::: INPUT FOR THIS TASK

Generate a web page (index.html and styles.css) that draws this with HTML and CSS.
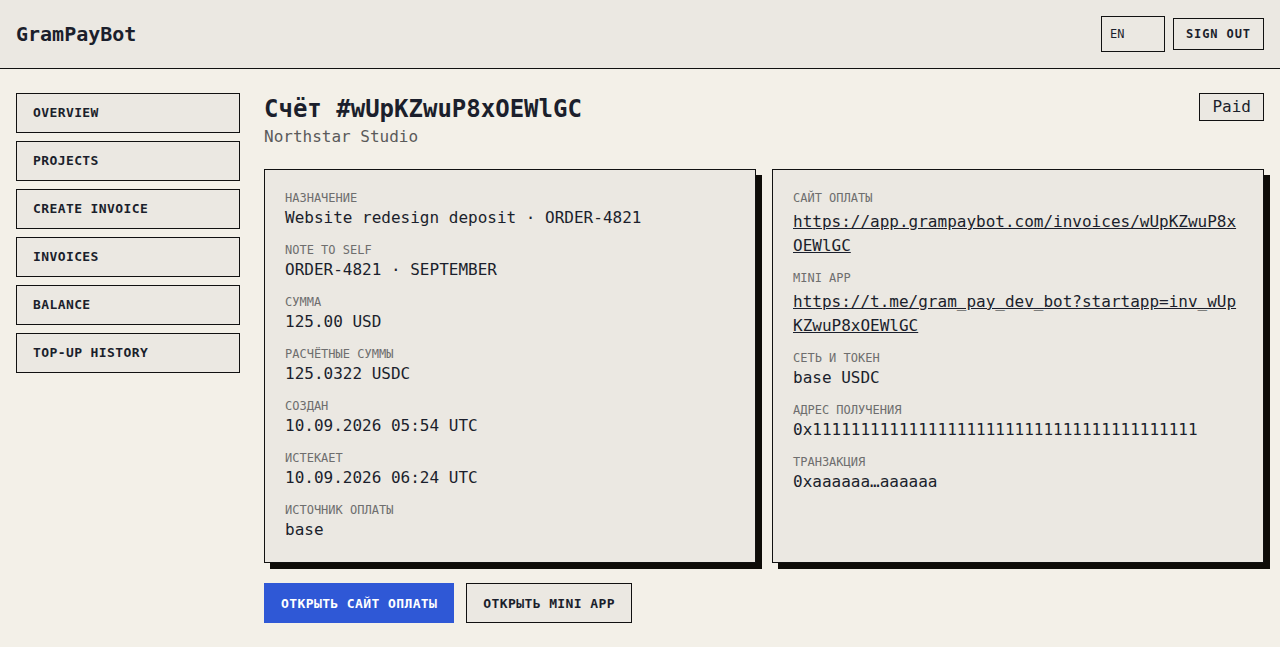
FILE: index.html
```html
<!DOCTYPE html>
<html lang="ru">
<head>
<meta charset="utf-8">
<title>GramPayBot</title>
<link rel="stylesheet" href="styles.css">
</head>
<body>
<header class="topbar">
  <div class="logo">GramPayBot</div>
  <div class="top-actions">
    <div class="lang">EN</div>
    <button class="btn-outline small">SIGN OUT</button>
  </div>
</header>
<div class="layout">
  <nav class="sidebar">
    <a class="nav-item">OVERVIEW</a>
    <a class="nav-item">PROJECTS</a>
    <a class="nav-item">CREATE INVOICE</a>
    <a class="nav-item">INVOICES</a>
    <a class="nav-item">BALANCE</a>
    <a class="nav-item">TOP-UP HISTORY</a>
  </nav>
  <main class="main">
    <div class="page-head">
      <div>
        <h1 class="title">Счёт #wUpKZwuP8xOEWlGC</h1>
        <div class="subtitle">Northstar Studio</div>
      </div>
      <span class="badge">Paid</span>
    </div>
    <div class="cards">
      <section class="card">
        <div class="field"><div class="label">Назначение</div><div class="value">Website redesign deposit · ORDER-4821</div></div>
        <div class="field"><div class="label">Note to self</div><div class="value">ORDER-4821 · SEPTEMBER</div></div>
        <div class="field"><div class="label">Сумма</div><div class="value">125.00 USD</div></div>
        <div class="field"><div class="label">Расчётные суммы</div><div class="value">125.0322 USDC</div></div>
        <div class="field"><div class="label">Создан</div><div class="value">10.09.2026 05:54 UTC</div></div>
        <div class="field"><div class="label">Истекает</div><div class="value">10.09.2026 06:24 UTC</div></div>
        <div class="field"><div class="label">Источник оплаты</div><div class="value">base</div></div>
      </section>
      <section class="card">
        <div class="field"><div class="label">Сайт оплаты</div><a class="value link">https://app.grampaybot.com/invoices/wUpKZwuP8xOEWlGC</a></div>
        <div class="field"><div class="label">Mini App</div><a class="value link">https://t.me/gram_pay_dev_bot?startapp=inv_wUpKZwuP8xOEWlGC</a></div>
        <div class="field"><div class="label">Сеть и токен</div><div class="value">base USDC</div></div>
        <div class="field"><div class="label">Адрес получения</div><div class="value">0x1111111111111111111111111111111111111111</div></div>
        <div class="field"><div class="label">Транзакция</div><div class="value">0xaaaaaa…aaaaaa</div></div>
      </section>
    </div>
    <div class="actions">
      <button class="btn-primary">ОТКРЫТЬ САЙТ ОПЛАТЫ</button>
      <button class="btn-outline">ОТКРЫТЬ MINI APP</button>
    </div>
  </main>
</div>
</body>
</html>
```
FILE: styles.css
```css
* { box-sizing: border-box; }
html, body { margin: 0; padding: 0; }
body {
  background: #f3f0e8;
  color: #1b1f2c;
  font-family: "DejaVu Sans Mono", "Liberation Mono", monospace;
  font-size: 16px;
}
.topbar {
  height: 69px;
  background: #ebe8e2;
  border-bottom: 1px solid #111;
  display: flex;
  align-items: center;
  justify-content: space-between;
  padding: 0 16px;
}
.logo { font-size: 20px; font-weight: bold; line-height: 24px; }
.top-actions { display: flex; align-items: center; gap: 8px; }
.lang {
  width: 64px; height: 36px;
  border: 1px solid #111;
  background: #ebe8e2;
  font-size: 12px;
  line-height: 34px;
  padding: 0 8px;
}
button { font-family: inherit; cursor: pointer; }
.btn-outline, .btn-primary, .nav-item {
  font-weight: bold;
  font-size: 13px;
  letter-spacing: 0.4px;
}
.btn-outline {
  height: 40px;
  border: 1px solid #111;
  background: #ebe8e2;
  color: #1b1f2c;
  padding: 0 16px;
}
.btn-outline.small { height: 32px; padding: 0 12px; font-size: 12px; letter-spacing: 0.9px; }
.btn-primary {
  height: 40px;
  border: 1px solid #2f58d6;
  background: #2f58d6;
  color: #fff;
  padding: 0 16px;
}
.layout {
  display: flex;
  gap: 24px;
  padding: 24px 16px;
}
.sidebar {
  width: 224px;
  flex: none;
  display: flex;
  flex-direction: column;
  gap: 8px;
}
.nav-item {
  display: block;
  height: 40px;
  line-height: 38px;
  border: 1px solid #111;
  background: #ebe8e2;
  padding: 0 16px;
  color: #1b1f2c;
}
.main { flex: 1; min-width: 0; }
.page-head {
  display: flex;
  justify-content: space-between;
  align-items: flex-start;
}
.title { margin: 1px 0 0; font-size: 24px; line-height: 30px; font-weight: bold; }
.subtitle { margin-top: 1px; line-height: 24px; color: #5a5a5a; }
.badge {
  border: 1px solid #111;
  background: #ebe8e2;
  padding: 1px 12px;
  line-height: 24px;
  font-size: 16px;
}
.cards {
  margin-top: 20px;
  display: grid;
  grid-template-columns: 1fr 1fr;
  gap: 16px;
  padding-right: 6px;
  margin-right: -6px;
}
.card {
  border: 1px solid #111;
  background: #ebe8e2;
  box-shadow: 6px 6px 0 #0e0c08;
  padding: 20px;
  display: flex;
  flex-direction: column;
  gap: 12px;
}
.field { display: flex; flex-direction: column; }
.label {
  font-size: 12px;
  line-height: 16px;
  text-transform: uppercase;
  color: #6e6e6e;
}
.value { font-size: 16px; line-height: 24px; word-break: break-all; }
.link { margin-top: 4px; text-decoration: underline; color: #1b1f2c; }
.actions { margin-top: 20px; display: flex; gap: 12px; }
```
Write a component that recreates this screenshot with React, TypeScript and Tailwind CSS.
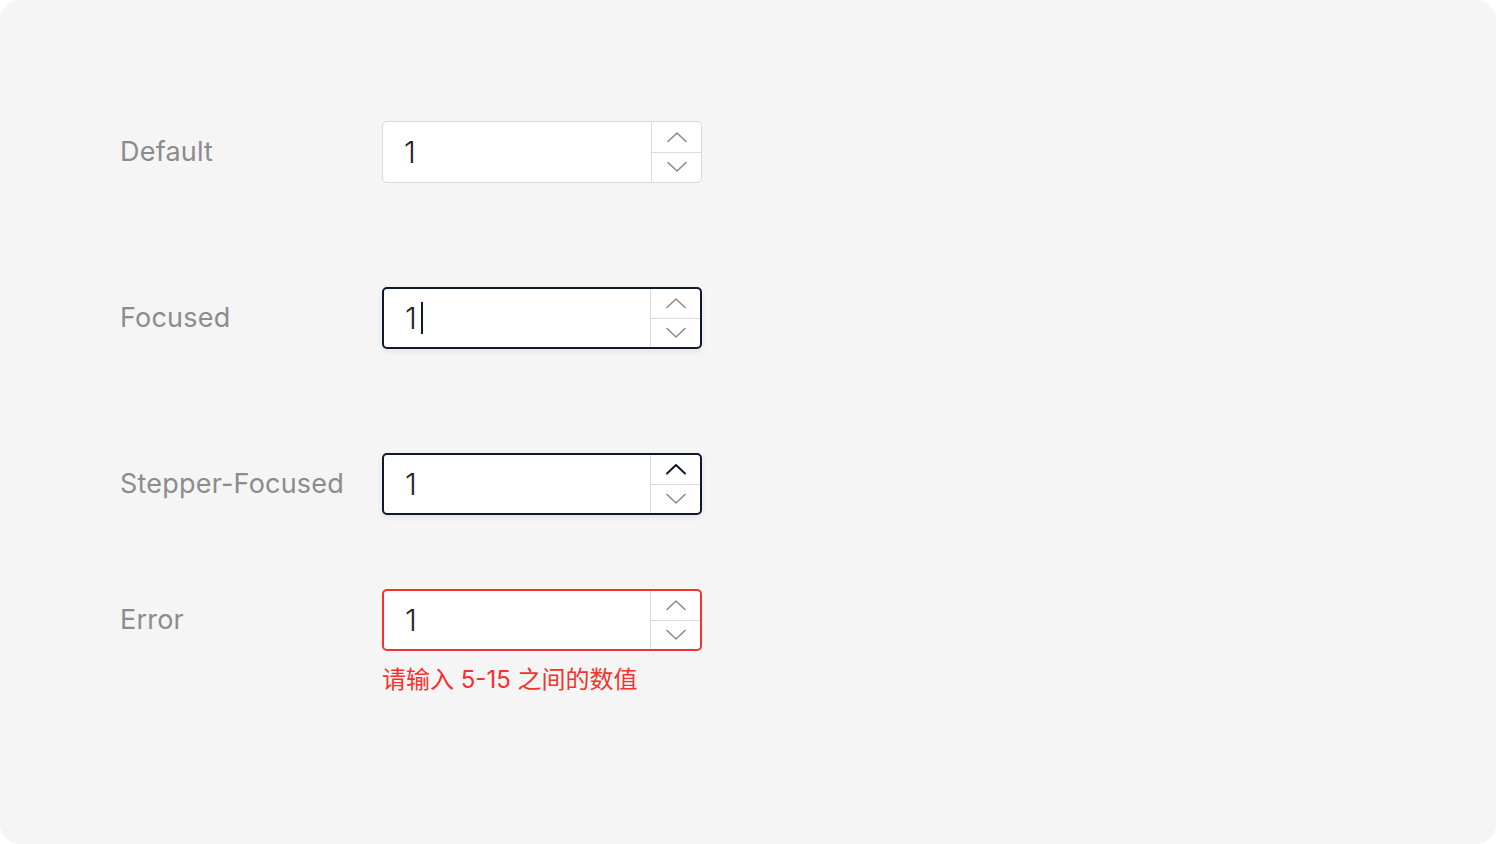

::::::

- WHAT YOU SHOULD DO:
Exclude the pictures. Write out the remaining data exactly.

- OUTPUT OF THE EXERCISE:
Generate a web page (index.html and styles.css) that draws this with HTML and CSS.
FILE: index.html
```html
<!DOCTYPE html>
<html lang="ru">
<head>
<meta charset="utf-8">
<title>GramPayBot</title>
<link rel="stylesheet" href="styles.css">
</head>
<body>
<header class="topbar">
  <div class="logo">GramPayBot</div>
  <div class="top-actions">
    <div class="lang">EN</div>
    <button class="btn-outline small">SIGN OUT</button>
  </div>
</header>
<div class="layout">
  <nav class="sidebar">
    <a class="nav-item">OVERVIEW</a>
    <a class="nav-item">PROJECTS</a>
    <a class="nav-item">CREATE INVOICE</a>
    <a class="nav-item">INVOICES</a>
    <a class="nav-item">BALANCE</a>
    <a class="nav-item">TOP-UP HISTORY</a>
  </nav>
  <main class="main">
    <div class="page-head">
      <div>
        <h1 class="title">Счёт #wUpKZwuP8xOEWlGC</h1>
        <div class="subtitle">Northstar Studio</div>
      </div>
      <span class="badge">Paid</span>
    </div>
    <div class="cards">
      <section class="card">
        <div class="field"><div class="label">Назначение</div><div class="value">Website redesign deposit · ORDER-4821</div></div>
        <div class="field"><div class="label">Note to self</div><div class="value">ORDER-4821 · SEPTEMBER</div></div>
        <div class="field"><div class="label">Сумма</div><div class="value">125.00 USD</div></div>
        <div class="field"><div class="label">Расчётные суммы</div><div class="value">125.0322 USDC</div></div>
        <div class="field"><div class="label">Создан</div><div class="value">10.09.2026 05:54 UTC</div></div>
        <div class="field"><div class="label">Истекает</div><div class="value">10.09.2026 06:24 UTC</div></div>
        <div class="field"><div class="label">Источник оплаты</div><div class="value">base</div></div>
      </section>
      <section class="card">
        <div class="field"><div class="label">Сайт оплаты</div><a class="value link">https://app.grampaybot.com/invoices/wUpKZwuP8xOEWlGC</a></div>
        <div class="field"><div class="label">Mini App</div><a class="value link">https://t.me/gram_pay_dev_bot?startapp=inv_wUpKZwuP8xOEWlGC</a></div>
        <div class="field"><div class="label">Сеть и токен</div><div class="value">base USDC</div></div>
        <div class="field"><div class="label">Адрес получения</div><div class="value">0x1111111111111111111111111111111111111111</div></div>
        <div class="field"><div class="label">Транзакция</div><div class="value">0xaaaaaa…aaaaaa</div></div>
      </section>
    </div>
    <div class="actions">
      <button class="btn-primary">ОТКРЫТЬ САЙТ ОПЛАТЫ</button>
      <button class="btn-outline">ОТКРЫТЬ MINI APP</button>
    </div>
  </main>
</div>
</body>
</html>
```
FILE: styles.css
```css
* { box-sizing: border-box; }
html, body { margin: 0; padding: 0; }
body {
  background: #f3f0e8;
  color: #1b1f2c;
  font-family: "DejaVu Sans Mono", "Liberation Mono", monospace;
  font-size: 16px;
}
.topbar {
  height: 69px;
  background: #ebe8e2;
  border-bottom: 1px solid #111;
  display: flex;
  align-items: center;
  justify-content: space-between;
  padding: 0 16px;
}
.logo { font-size: 20px; font-weight: bold; line-height: 24px; }
.top-actions { display: flex; align-items: center; gap: 8px; }
.lang {
  width: 64px; height: 36px;
  border: 1px solid #111;
  background: #ebe8e2;
  font-size: 12px;
  line-height: 34px;
  padding: 0 8px;
}
button { font-family: inherit; cursor: pointer; }
.btn-outline, .btn-primary, .nav-item {
  font-weight: bold;
  font-size: 13px;
  letter-spacing: 0.4px;
}
.btn-outline {
  height: 40px;
  border: 1px solid #111;
  background: #ebe8e2;
  color: #1b1f2c;
  padding: 0 16px;
}
.btn-outline.small { height: 32px; padding: 0 12px; font-size: 12px; letter-spacing: 0.9px; }
.btn-primary {
  height: 40px;
  border: 1px solid #2f58d6;
  background: #2f58d6;
  color: #fff;
  padding: 0 16px;
}
.layout {
  display: flex;
  gap: 24px;
  padding: 24px 16px;
}
.sidebar {
  width: 224px;
  flex: none;
  display: flex;
  flex-direction: column;
  gap: 8px;
}
.nav-item {
  display: block;
  height: 40px;
  line-height: 38px;
  border: 1px solid #111;
  background: #ebe8e2;
  padding: 0 16px;
  color: #1b1f2c;
}
.main { flex: 1; min-width: 0; }
.page-head {
  display: flex;
  justify-content: space-between;
  align-items: flex-start;
}
.title { margin: 1px 0 0; font-size: 24px; line-height: 30px; font-weight: bold; }
.subtitle { margin-top: 1px; line-height: 24px; color: #5a5a5a; }
.badge {
  border: 1px solid #111;
  background: #ebe8e2;
  padding: 1px 12px;
  line-height: 24px;
  font-size: 16px;
}
.cards {
  margin-top: 20px;
  display: grid;
  grid-template-columns: 1fr 1fr;
  gap: 16px;
  padding-right: 6px;
  margin-right: -6px;
}
.card {
  border: 1px solid #111;
  background: #ebe8e2;
  box-shadow: 6px 6px 0 #0e0c08;
  padding: 20px;
  display: flex;
  flex-direction: column;
  gap: 12px;
}
.field { display: flex; flex-direction: column; }
.label {
  font-size: 12px;
  line-height: 16px;
  text-transform: uppercase;
  color: #6e6e6e;
}
.value { font-size: 16px; line-height: 24px; word-break: break-all; }
.link { margin-top: 4px; text-decoration: underline; color: #1b1f2c; }
.actions { margin-top: 20px; display: flex; gap: 12px; }
```
Write a component that recreates this screenshot with React, TypeScript and Tailwind CSS.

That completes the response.